▸ **Work required**: Reproduce the listing below exactly, minus its pictures.

▸ **Provided material**:
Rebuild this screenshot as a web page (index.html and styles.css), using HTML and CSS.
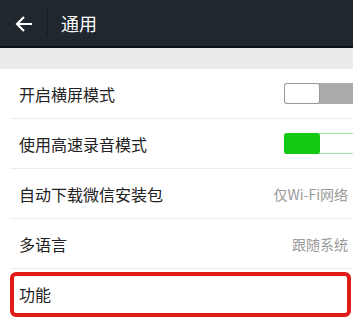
FILE: index.html
```html
<!DOCTYPE html>
<html lang="zh-CN">
<head>
    <meta charset="UTF-8">
    <title>通用</title>
    <link rel="stylesheet" href="styles.css">
</head>
<body>
    <div class="screen">
        <header class="topbar">
            <div class="back">
                <svg width="20" height="20" viewBox="0 0 20 20">
                    <path d="M18 10H3M10 3L3 10L10 17" fill="none" stroke="#fff" stroke-width="2.2"/>
                </svg>
            </div>
            <div class="sep"></div>
            <h1>通用</h1>
        </header>
        <div class="band"></div>
        <div class="list">
            <div class="row">
                <span class="label">开启横屏模式</span>
                <span class="toggle off"><i></i></span>
            </div>
            <div class="row">
                <span class="label">使用高速录音模式</span>
                <span class="toggle on"><i></i></span>
            </div>
            <div class="row">
                <span class="label">自动下载微信安装包</span>
                <span class="value">仅Wi-Fi网络</span>
            </div>
            <div class="row">
                <span class="label">多语言</span>
                <span class="value">跟随系统</span>
            </div>
            <div class="row last">
                <span class="label">功能</span>
                <div class="mark"></div>
            </div>
        </div>
    </div>
</body>
</html>
```

FILE: styles.css
```css
body {
    margin: 0;
    background: #fff;
    font-family: "Noto Sans CJK SC", "Noto Sans", sans-serif;
}
.screen {
    width: 353px;
    height: 330px;
    overflow: hidden;
}
.topbar {
    height: 46px;
    background: #20272e;
    border-bottom: 2px solid #0f1215;
    display: flex;
    align-items: center;
}
.back {
    width: 47px;
    display: flex;
    justify-content: center;
    padding-top: 1px;
}
.sep {
    width: 1px;
    height: 26px;
    background: #171b20;
}
.topbar h1 {
    margin: 0 0 0 13px;
    font-size: 18px;
    font-weight: normal;
    color: #fff;
}
.band {
    height: 21px;
    background: #ebebeb;
}
.row {
    position: relative;
    height: 49px;
    margin-left: 10px;
    padding-left: 9px;
    border-bottom: 1px solid #ececec;
    display: flex;
    align-items: center;
    justify-content: space-between;
}
.row.last {
    border-bottom: none;
}
.label {
    font-size: 16px;
    color: #222;
}
.value {
    font-size: 14px;
    color: #9a9a9a;
    padding-right: 5px;
}
.toggle {
    width: 69px;
    height: 21px;
    display: flex;
    box-sizing: border-box;
}
.toggle i {
    width: 36px;
    height: 100%;
    box-sizing: border-box;
    border-radius: 3px;
}
.toggle.off {
    background: #ababab;
    border-radius: 3px 0 0 3px;
}
.toggle.off i {
    background: #fff;
    border: 1px solid #999;
}
.toggle.on {
    background: #fff;
    border: 1px solid #9ee39e;
    border-right: none;
    border-radius: 3px 0 0 3px;
}
.toggle.on i {
    background: #13c913;
    margin: -1px 0 -1px -1px;
    height: 21px;
}
.mark {
    position: absolute;
    left: 0;
    top: 3px;
    width: 341px;
    height: 45px;
    box-sizing: border-box;
    border: 4px solid #e31a1a;
    border-radius: 6px;
}
```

▸ **Solution**:
Rebuild this screenshot as a web page (index.html and styles.css), using HTML and CSS.
FILE: index.html
```html
<!DOCTYPE html>
<html lang="zh-CN">
<head>
    <meta charset="UTF-8">
    <title>通用</title>
    <link rel="stylesheet" href="styles.css">
</head>
<body>
    <div class="screen">
        <header class="topbar">
            <div class="back">
                <svg width="20" height="20" viewBox="0 0 20 20">
                    <path d="M18 10H3M10 3L3 10L10 17" fill="none" stroke="#fff" stroke-width="2.2"/>
                </svg>
            </div>
            <div class="sep"></div>
            <h1>通用</h1>
        </header>
        <div class="band"></div>
        <div class="list">
            <div class="row">
                <span class="label">开启横屏模式</span>
                <span class="toggle off"><i></i></span>
            </div>
            <div class="row">
                <span class="label">使用高速录音模式</span>
                <span class="toggle on"><i></i></span>
            </div>
            <div class="row">
                <span class="label">自动下载微信安装包</span>
                <span class="value">仅Wi-Fi网络</span>
            </div>
            <div class="row">
                <span class="label">多语言</span>
                <span class="value">跟随系统</span>
            </div>
            <div class="row last">
                <span class="label">功能</span>
                <div class="mark"></div>
            </div>
        </div>
    </div>
</body>
</html>
```

FILE: styles.css
```css
body {
    margin: 0;
    background: #fff;
    font-family: "Noto Sans CJK SC", "Noto Sans", sans-serif;
}
.screen {
    width: 353px;
    height: 330px;
    overflow: hidden;
}
.topbar {
    height: 46px;
    background: #20272e;
    border-bottom: 2px solid #0f1215;
    display: flex;
    align-items: center;
}
.back {
    width: 47px;
    display: flex;
    justify-content: center;
    padding-top: 1px;
}
.sep {
    width: 1px;
    height: 26px;
    background: #171b20;
}
.topbar h1 {
    margin: 0 0 0 13px;
    font-size: 18px;
    font-weight: normal;
    color: #fff;
}
.band {
    height: 21px;
    background: #ebebeb;
}
.row {
    position: relative;
    height: 49px;
    margin-left: 10px;
    padding-left: 9px;
    border-bottom: 1px solid #ececec;
    display: flex;
    align-items: center;
    justify-content: space-between;
}
.row.last {
    border-bottom: none;
}
.label {
    font-size: 16px;
    color: #222;
}
.value {
    font-size: 14px;
    color: #9a9a9a;
    padding-right: 5px;
}
.toggle {
    width: 69px;
    height: 21px;
    display: flex;
    box-sizing: border-box;
}
.toggle i {
    width: 36px;
    height: 100%;
    box-sizing: border-box;
    border-radius: 3px;
}
.toggle.off {
    background: #ababab;
    border-radius: 3px 0 0 3px;
}
.toggle.off i {
    background: #fff;
    border: 1px solid #999;
}
.toggle.on {
    background: #fff;
    border: 1px solid #9ee39e;
    border-right: none;
    border-radius: 3px 0 0 3px;
}
.toggle.on i {
    background: #13c913;
    margin: -1px 0 -1px -1px;
    height: 21px;
}
.mark {
    position: absolute;
    left: 0;
    top: 3px;
    width: 341px;
    height: 45px;
    box-sizing: border-box;
    border: 4px solid #e31a1a;
    border-radius: 6px;
}
```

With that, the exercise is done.